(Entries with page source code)
######
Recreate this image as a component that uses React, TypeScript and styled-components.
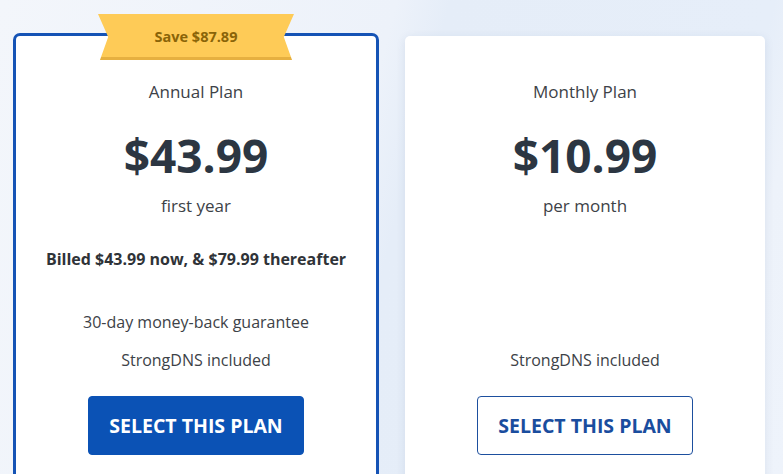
import * as React from 'react';
import styled, { createGlobalStyle } from 'styled-components';

const GlobalStyle = createGlobalStyle`
  html, body {
    margin: 0;
    padding: 0;
  }
  body {
    font-family: "Open Sans", "Liberation Sans", sans-serif;
    color: #3d4247;
  }
`;

type Plan = {
  name: string,
  price: string,
  period: string,
  billed?: string,
  features: string[],
  featured?: boolean,
  badge?: string,
}

const plans: Plan[] = [
  {
    name: 'Annual Plan',
    price: '$43.99',
    period: 'first year',
    billed: 'Billed $43.99 now, & $79.99 thereafter',
    features: ['30-day money-back guarantee', 'StrongDNS included'],
    featured: true,
    badge: 'Save $87.89',
  },
  {
    name: 'Monthly Plan',
    price: '$10.99',
    period: 'per month',
    features: ['StrongDNS included'],
  },
];

const PlanCard = ({ plan }: { plan: Plan }) => (
  <Card $featured={!!plan.featured}>
    {plan.badge && <Ribbon>{plan.badge}</Ribbon>}
    <Name>{plan.name}</Name>
    <Price>{plan.price}</Price>
    <Period>{plan.period}</Period>
    <Body>
      {plan.billed && <Billed>{plan.billed}</Billed>}
      <Features>
        {plan.features.map((feature) => (
          <Feature key={feature}>{feature}</Feature>
        ))}
      </Features>
    </Body>
    <SelectButton $primary={!!plan.featured}>SELECT THIS PLAN</SelectButton>
  </Card>
);

export default function App() {
  return (
    <Page>
      <GlobalStyle />
      <Cards>
        {plans.map((plan) => (
          <PlanCard key={plan.name} plan={plan} />
        ))}
      </Cards>
    </Page>
  );
}

const Page = styled.div`
  width: 783px;
  height: 474px;
  overflow: hidden;
  background: linear-gradient(
    104deg,
    #f3f6fb 0%,
    #edf2fa 44%,
    #e5edf8 50%,
    #e6eef9 86%,
    #edf2fa 91%,
    #eef3fb 100%
  );
`;

const Cards = styled.div`
  display: flex;
  align-items: flex-start;
  gap: 26px;
  padding-left: 13px;
`;

const Card = styled.div<{ $featured: boolean }>`
  position: relative;
  box-sizing: border-box;
  display: flex;
  flex-direction: column;
  align-items: center;
  width: ${props => (props.$featured ? '366px' : '360px')};
  height: 520px;
  margin-top: ${props => (props.$featured ? '33px' : '36px')};
  padding-top: 43px;
  background: #ffffff;
  border: ${props => (props.$featured ? '3px solid #1553b5' : 'none')};
  border-radius: ${props => (props.$featured ? '7px' : '5px')};
  box-shadow: ${props => (props.$featured ? 'none' : '0 2px 10px rgba(40, 70, 120, 0.10)')};
`;

const Ribbon = styled.div`
  position: absolute;
  top: -22px;
  left: 50%;
  transform: translateX(-50%);
  width: 196px;
  height: 46px;
  display: flex;
  align-items: center;
  justify-content: center;
  padding-bottom: 1px;
  box-sizing: border-box;
  font-size: 14.5px;
  font-weight: 700;
  color: #8a6408;
  background: linear-gradient(#fecb57 0, #fecb57 94%, #e6b040 94%);
  clip-path: polygon(0 0, 100% 0, 94.8% 50%, 99% 100%, 1% 100%, 5.2% 50%);
`;

const Name = styled.div`
  font-size: 17px;
  line-height: 26px;
  color: #3d4247;
`;

const Price = styled.div`
  margin-top: 22px;
  font-size: 46px;
  line-height: 56px;
  font-weight: 700;
  color: #2c3642;
`;

const Period = styled.div`
  margin-top: 10px;
  font-size: 17px;
  line-height: 26px;
  color: #3d4247;
`;

const Body = styled.div`
  display: flex;
  flex-direction: column;
  align-items: center;
  height: 152px;
`;

const Billed = styled.div`
  margin-top: 29px;
  font-size: 16px;
  line-height: 22px;
  font-weight: 700;
  color: #2f3338;
`;

const Features = styled.div`
  margin-top: auto;
  display: flex;
  flex-direction: column;
  align-items: center;
  gap: 16px;
`;

const Feature = styled.div`
  font-size: 16px;
  line-height: 22px;
  color: #3d4247;
`;

const SelectButton = styled.button<{ $primary: boolean }>`
  margin-top: 25px;
  box-sizing: border-box;
  width: 216px;
  height: 59px;
  border-radius: 4px;
  border: 1px solid ${props => (props.$primary ? '#0b52b5' : '#1d4f9e')};
  background: ${props => (props.$primary ? '#0b52b5' : '#ffffff')};
  color: ${props => (props.$primary ? '#ffffff' : '#1a4d9e')};
  font-family: "Open Sans", "Liberation Sans", sans-serif;
  font-size: 19.5px;
  font-weight: 700;
  cursor: pointer;
`;
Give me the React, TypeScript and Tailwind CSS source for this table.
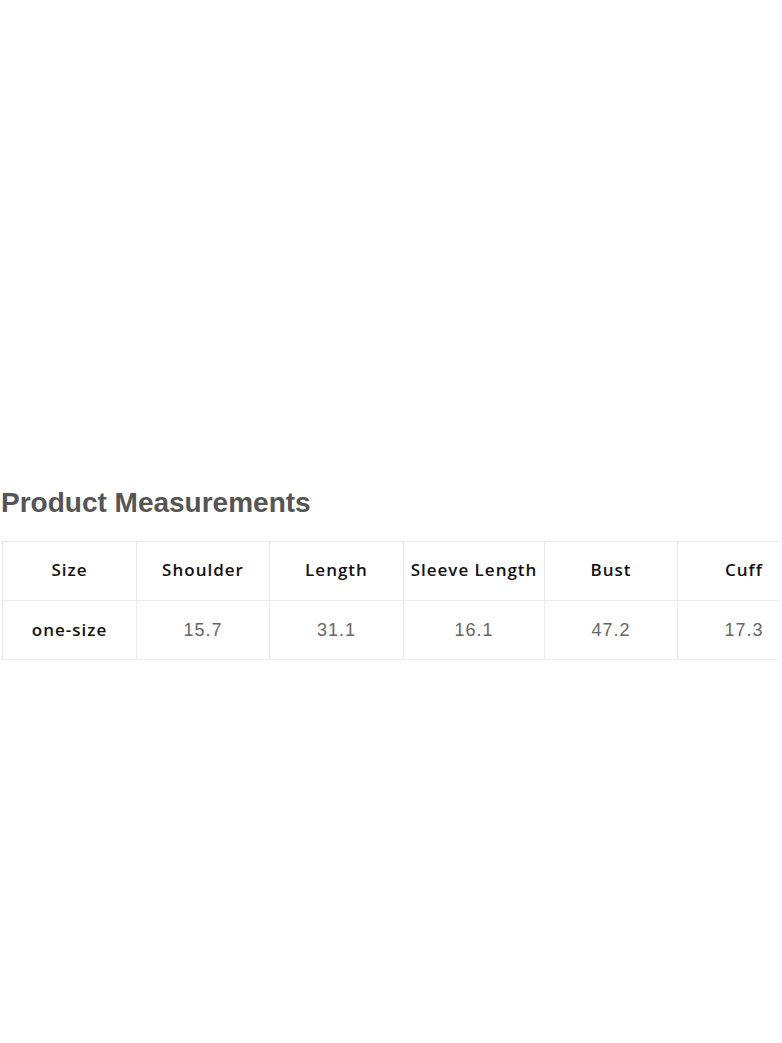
######
Go through the listing above and write it out again exactly, dropping the pictures.

Recreate this image as a component that uses React, TypeScript and styled-components.
import * as React from 'react';
import styled, { createGlobalStyle } from 'styled-components';

const GlobalStyle = createGlobalStyle`
  html, body {
    margin: 0;
    padding: 0;
  }
  body {
    font-family: "Open Sans", "Liberation Sans", sans-serif;
    color: #3d4247;
  }
`;

type Plan = {
  name: string,
  price: string,
  period: string,
  billed?: string,
  features: string[],
  featured?: boolean,
  badge?: string,
}

const plans: Plan[] = [
  {
    name: 'Annual Plan',
    price: '$43.99',
    period: 'first year',
    billed: 'Billed $43.99 now, & $79.99 thereafter',
    features: ['30-day money-back guarantee', 'StrongDNS included'],
    featured: true,
    badge: 'Save $87.89',
  },
  {
    name: 'Monthly Plan',
    price: '$10.99',
    period: 'per month',
    features: ['StrongDNS included'],
  },
];

const PlanCard = ({ plan }: { plan: Plan }) => (
  <Card $featured={!!plan.featured}>
    {plan.badge && <Ribbon>{plan.badge}</Ribbon>}
    <Name>{plan.name}</Name>
    <Price>{plan.price}</Price>
    <Period>{plan.period}</Period>
    <Body>
      {plan.billed && <Billed>{plan.billed}</Billed>}
      <Features>
        {plan.features.map((feature) => (
          <Feature key={feature}>{feature}</Feature>
        ))}
      </Features>
    </Body>
    <SelectButton $primary={!!plan.featured}>SELECT THIS PLAN</SelectButton>
  </Card>
);

export default function App() {
  return (
    <Page>
      <GlobalStyle />
      <Cards>
        {plans.map((plan) => (
          <PlanCard key={plan.name} plan={plan} />
        ))}
      </Cards>
    </Page>
  );
}

const Page = styled.div`
  width: 783px;
  height: 474px;
  overflow: hidden;
  background: linear-gradient(
    104deg,
    #f3f6fb 0%,
    #edf2fa 44%,
    #e5edf8 50%,
    #e6eef9 86%,
    #edf2fa 91%,
    #eef3fb 100%
  );
`;

const Cards = styled.div`
  display: flex;
  align-items: flex-start;
  gap: 26px;
  padding-left: 13px;
`;

const Card = styled.div<{ $featured: boolean }>`
  position: relative;
  box-sizing: border-box;
  display: flex;
  flex-direction: column;
  align-items: center;
  width: ${props => (props.$featured ? '366px' : '360px')};
  height: 520px;
  margin-top: ${props => (props.$featured ? '33px' : '36px')};
  padding-top: 43px;
  background: #ffffff;
  border: ${props => (props.$featured ? '3px solid #1553b5' : 'none')};
  border-radius: ${props => (props.$featured ? '7px' : '5px')};
  box-shadow: ${props => (props.$featured ? 'none' : '0 2px 10px rgba(40, 70, 120, 0.10)')};
`;

const Ribbon = styled.div`
  position: absolute;
  top: -22px;
  left: 50%;
  transform: translateX(-50%);
  width: 196px;
  height: 46px;
  display: flex;
  align-items: center;
  justify-content: center;
  padding-bottom: 1px;
  box-sizing: border-box;
  font-size: 14.5px;
  font-weight: 700;
  color: #8a6408;
  background: linear-gradient(#fecb57 0, #fecb57 94%, #e6b040 94%);
  clip-path: polygon(0 0, 100% 0, 94.8% 50%, 99% 100%, 1% 100%, 5.2% 50%);
`;

const Name = styled.div`
  font-size: 17px;
  line-height: 26px;
  color: #3d4247;
`;

const Price = styled.div`
  margin-top: 22px;
  font-size: 46px;
  line-height: 56px;
  font-weight: 700;
  color: #2c3642;
`;

const Period = styled.div`
  margin-top: 10px;
  font-size: 17px;
  line-height: 26px;
  color: #3d4247;
`;

const Body = styled.div`
  display: flex;
  flex-direction: column;
  align-items: center;
  height: 152px;
`;

const Billed = styled.div`
  margin-top: 29px;
  font-size: 16px;
  line-height: 22px;
  font-weight: 700;
  color: #2f3338;
`;

const Features = styled.div`
  margin-top: auto;
  display: flex;
  flex-direction: column;
  align-items: center;
  gap: 16px;
`;

const Feature = styled.div`
  font-size: 16px;
  line-height: 22px;
  color: #3d4247;
`;

const SelectButton = styled.button<{ $primary: boolean }>`
  margin-top: 25px;
  box-sizing: border-box;
  width: 216px;
  height: 59px;
  border-radius: 4px;
  border: 1px solid ${props => (props.$primary ? '#0b52b5' : '#1d4f9e')};
  background: ${props => (props.$primary ? '#0b52b5' : '#ffffff')};
  color: ${props => (props.$primary ? '#ffffff' : '#1a4d9e')};
  font-family: "Open Sans", "Liberation Sans", sans-serif;
  font-size: 19.5px;
  font-weight: 700;
  cursor: pointer;
`;
Give me the React, TypeScript and Tailwind CSS source for this table.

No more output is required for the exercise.